Hong Kong Exterminates Poultry After Influenza Detection

Reuters Health
May 21, 2001

HONG KONG (Reuters Health) May 21 - Hong Kong authorities swept through local poultry farms on Monday to kill some 1.2 million birds in an attempt to stop the spread of an avian influenza virus.

As the mass slaughter of poultry in the territory began on Friday, pressure on the government to trace the source of the virus increased. Authorities said they have few clues about the origin of the influenza strain, but said it could not affect humans. The slaughter was ordered to stop the strain from combining with other influenza viruses, and becoming potentially virulent in humans.

Six people died of avian influenza in 1997 in Hong Kong. In response, the government ordered the killing of its entire poultry population of 1.4 million.

Over the weekend, the government completed the extermination of all live poultry at local markets and on Monday began slaughtering birds that have reached maturity in more than 200 farms in the rural New Territories. The entire exercise will take 2 weeks and will cost the government US $10.25 million, including compensation to the poultry trade.

Secretary for Food and Environment Lily Yam told legislators on Monday that they did not know if the influenza strain had come from nearby mainland China. Nevertheless, Hong Kong has halted imports of poultry from mainland China, which supplies over 70% of the approximately 100,000 fresh chickens consumed daily in the territory. Chinese authorities have already denied responsibility for the influenza outbreak in Hong Kong.
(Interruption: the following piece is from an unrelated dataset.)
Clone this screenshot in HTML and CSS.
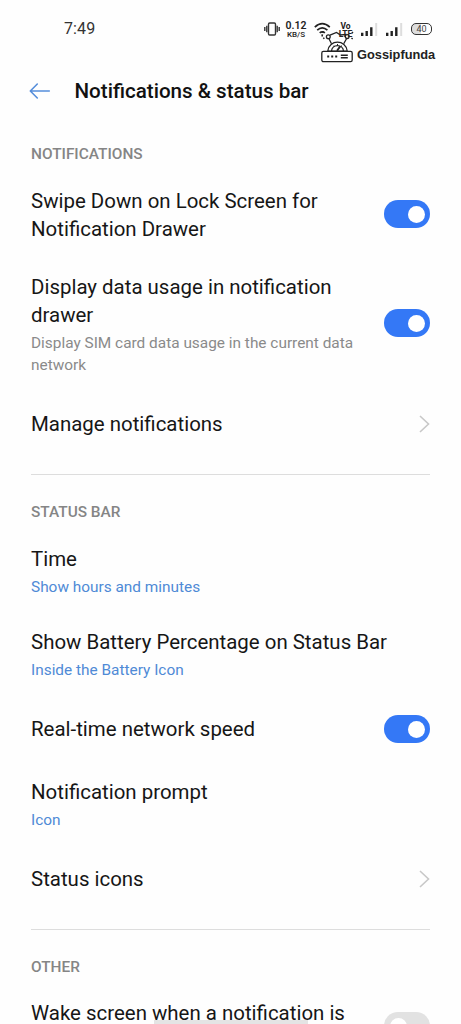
FILE: index.html
```html
<!DOCTYPE html>
<html lang="en">
<head>
<meta charset="utf-8">
<title>Notifications &amp; status bar</title>
<link rel="stylesheet" href="styles.css">
</head>
<body>
<div class="screen">
  <div class="statusbar">
    <span class="clock">7:49</span>
    <div class="indicators">
      <svg class="vibrate" width="16" height="14" viewBox="0 0 16 14" fill="none" stroke="#333" stroke-width="1.4"><rect x="4.5" y="1" width="7" height="12" rx="1.2"/><path d="M2.8 3.8v6.4M.8 5v4M13.2 3.8v6.4M15.2 5v4"/></svg>
      <span class="speed"><b>0.12</b><small>KB/S</small></span>
      <svg class="wifi" width="17" height="15" viewBox="0 0 17 15" fill="none" stroke="#222" stroke-width="1.7"><path d="M.8 5.2Q8.2-1.8 15.8 5.2M3.2 8.2Q8.2 3.4 13.4 8.2M5.7 10.9Q8.2 8.7 10.9 10.9"/><path d="M7.2 12.4h2.2l-1.1 1.3z" fill="#222" stroke="none"/></svg>
      <span class="volte"><b>Vo</b><b>LTE</b></span>
      <svg class="signal" width="17" height="13" viewBox="0 0 17 13"><path fill="#222" d="M0 9.7h2.4V13H0zM4.5 8h2.4v5H4.5zM9.1 4.2h2.4V13H9.1z"/><path fill="#ddd" d="M14.2 0h2v13h-2z"/></svg>
      <svg class="signal second" width="17" height="13" viewBox="0 0 17 13"><path fill="#222" d="M0 9.7h2.4V13H0zM4.5 8h2.4v5H4.5zM9.1 4.2h2.4V13H9.1z"/><path fill="#ddd" d="M14.2 0h2v13h-2z"/></svg>
      <span class="battery">40</span>
    </div>
    <div class="brand">
      <svg width="36" height="35" viewBox="0 0 36 35" fill="none" stroke="#222" stroke-width="1.3">
        <path d="M7.7 22.2c1.2-12 18.4-12 19.6 0zM11.5 22c.5-7.3 11.5-7.3 12 0" fill="#fff"/>
        <path d="M17 21.8l3.2-4.4" stroke-width="1.8"/>
        <path d="M14 16.5v1M17.5 15v1.2M21.5 16.5v1" stroke-width="1"/>
        <rect x="1.8" y="22.3" width="30.4" height="10.4" rx="1.6" fill="#fff"/>
        <path d="M11.5 14.7 9 9.7M23.7 14.7l2.8-5M10 6.2l6.5-2.8 4 2.6 6-.6"/>
        <circle cx="8.3" cy="7.8" r="1.9" fill="#fff"/><circle cx="27.2" cy="7.6" r="1.9" fill="#fff"/>
        <path d="M2.2 5.8v1.6M3.2 9.6l1.2-.8M2 3h1.8M31.8 4.2l1.2-1M31.5 9l1.2 1" stroke-width="1.5"/>
        <path d="M7.2 27.4h2M11.2 27.4h2M15.2 27.4h2" stroke-width="2"/>
        <path d="M20.8 26.3h7M20.8 28.8h7" stroke-width="1.4"/>
      </svg>
      <span>Gossipfunda</span>
    </div>
  </div>

  <header class="header">
    <svg width="22" height="18" viewBox="0 0 22 18" fill="none" stroke="#568edb" stroke-width="1.6" stroke-linecap="round" stroke-linejoin="round"><path d="M8.3 2 1.3 9l7 7M1.5 9H20.3"/></svg>
    <h1>Notifications &amp; status bar</h1>
  </header>

  <h2 class="label label-first">NOTIFICATIONS</h2>
  <div class="row row-swipe"><div class="text"><p class="title swipe-title">Swipe Down on Lock Screen for<br>Notification Drawer</p></div><span class="toggle"></span></div>
  <div class="row row-usage"><div class="text usage-text"><p class="title">Display data usage in notification<br>drawer</p><p class="sub note">Display SIM card data usage in the current data<br>network</p></div><span class="toggle"></span></div>
  <div class="row row-manage"><p class="title">Manage notifications</p><svg class="chevron" width="12" height="20" viewBox="0 0 12 20"><path d="M2 2 10.5 10 2 18"/></svg></div>
  <div class="divider divider-tall"></div>

  <h2 class="label label-status">STATUS BAR</h2>
  <div class="row row-time"><div class="text"><p class="title">Time</p><p class="sub value">Show hours and minutes</p></div></div>
  <div class="row row-pair"><div class="text"><p class="title">Show Battery Percentage on Status Bar</p><p class="sub value">Inside the Battery Icon</p></div></div>
  <div class="row row-single"><p class="title">Real-time network speed</p><span class="toggle"></span></div>
  <div class="row row-pair"><div class="text"><p class="title">Notification prompt</p><p class="sub value">Icon</p></div></div>
  <div class="row row-single"><p class="title">Status icons</p><svg class="chevron" width="12" height="20" viewBox="0 0 12 20"><path d="M2 2 10.5 10 2 18"/></svg></div>
  <div class="divider"></div>

  <h2 class="label label-other">OTHER</h2>
  <div class="row row-wake"><p class="title wake-title">Wake screen when a notification is</p><span class="toggle off"></span></div>
  <div class="gesture"></div>
</div>
</body>
</html>
```
FILE: styles.css
```css
* { box-sizing: border-box; }
body { margin: 0; background: #fefefe; font-family: Roboto, "Liberation Sans", sans-serif; color: #161616; }
h1, h2, p { margin: 0; }
svg { display: block; flex: none; }
.screen { position: relative; width: 461px; height: 1024px; overflow: hidden; display: flex; flex-direction: column; }
.screen > * { flex: none; }

.statusbar { position: relative; height: 60px; padding: 19px 29px 0 64px; display: flex; justify-content: space-between; align-items: flex-start; }
.clock { font-size: 16px; line-height: 20px; letter-spacing: .1px; color: #333; }
.indicators { position: relative; z-index: 1; display: flex; align-items: center; height: 20px; color: #222; }
.speed { display: flex; flex-direction: column; align-items: center; width: 22px; margin-left: 5px; }
.speed b { font-size: 10.5px; line-height: 10px; font-weight: 600; }
.speed small { font-size: 8px; line-height: 7px; font-weight: 500; }
.wifi { margin-left: 7px; }
.volte { display: flex; flex-direction: column; align-items: center; width: 17px; margin: 2px 0 0 6px; font-size: 8.5px; line-height: 8px; }
.signal { margin-left: 7px; }
.signal.second { margin-left: 8px; }
.battery { width: 21px; height: 12px; margin-left: 8px; border: 1.5px solid #333; border-radius: 5px; background: linear-gradient(90deg, #ddd 45%, #fff 45%); font-size: 9px; line-height: 10px; text-align: center; color: #444; }
.brand { position: absolute; left: 320px; top: 29px; display: flex; align-items: flex-end; color: #222; }
.brand span { margin: 0 0 1px 1px; font: bold 12.8px/16px "Liberation Sans", sans-serif; }

.header { height: 62px; padding-left: 29px; display: flex; align-items: center; gap: 23.5px; }
.header h1 { font-size: 20.6px; line-height: 28px; font-weight: 500; color: #111; }

.label { padding: 1px 0 0 31px; display: flex; align-items: center; font-size: 15.4px; line-height: 18px; font-weight: 500; color: #858585; }
.label-first { height: 62px; }
.label-status { height: 18px; }
.label-other { height: 60px; }

.row { padding: 0 31px; display: flex; align-items: center; justify-content: space-between; }
.title { font-size: 20.45px; line-height: 28px; white-space: nowrap; }
.sub { font-size: 15.4px; line-height: 22px; white-space: nowrap; }
.note { margin-top: 3px; color: #8a8a8a; }
.value { margin-top: 3px; color: #4f8ad6; }
.row-swipe { height: 60px; }
.swipe-title { padding-top: 2px; }
.row-usage { height: 158px; }
.usage-text { padding-top: 2px; }
.row-manage { height: 44px; }
.row-time { height: 102px; }
.row-pair { height: 64px; }
.row-single { height: 86px; }
.row-wake { align-items: flex-start; padding-top: 4px; height: 60px; }
.wake-title { line-height: 27px; }

.toggle { flex: none; width: 46px; height: 28px; padding: 5.5px; border-radius: 14px; background: #3478f6; display: flex; justify-content: flex-end; }
.toggle::before { content: ""; width: 17px; height: 17px; border-radius: 50%; background: #fff; }
.toggle.off { margin-top: 12px; background: #e2e2e2; justify-content: flex-start; }
.chevron { fill: none; stroke: #c8c8c8; stroke-width: 1.6; }
.divider { height: 14px; padding: 0 31px; display: flex; align-items: center; }
.divider-tall { height: 56px; }
.divider::before { content: ""; flex: 1; height: 1px; background: #ddd; }
.gesture { position: absolute; z-index: -1; left: 154px; top: 1020px; width: 154px; height: 4px; background: #e4e4e4; }
```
The Hong Kong government has not firmly indicated when the import ban would be lifted and when chickens would be sold again in local markets. Already, suggestions are being made to end the age-old practice of killing live poultry in local markets-often under poor hygienic conditions.

"It's fair to say the only certain way of being sure that we don't have a repetition of events that are occurring now would be to have a central slaughtering system," said Malik Peiris, an associated professor in microbiology of the Hong Kong University. This could end the tradition in Chinese cuisine of using fresh, rather than refrigerated, poultry.

Buddhist monks prayed on Sunday to appease the souls of the dead birds.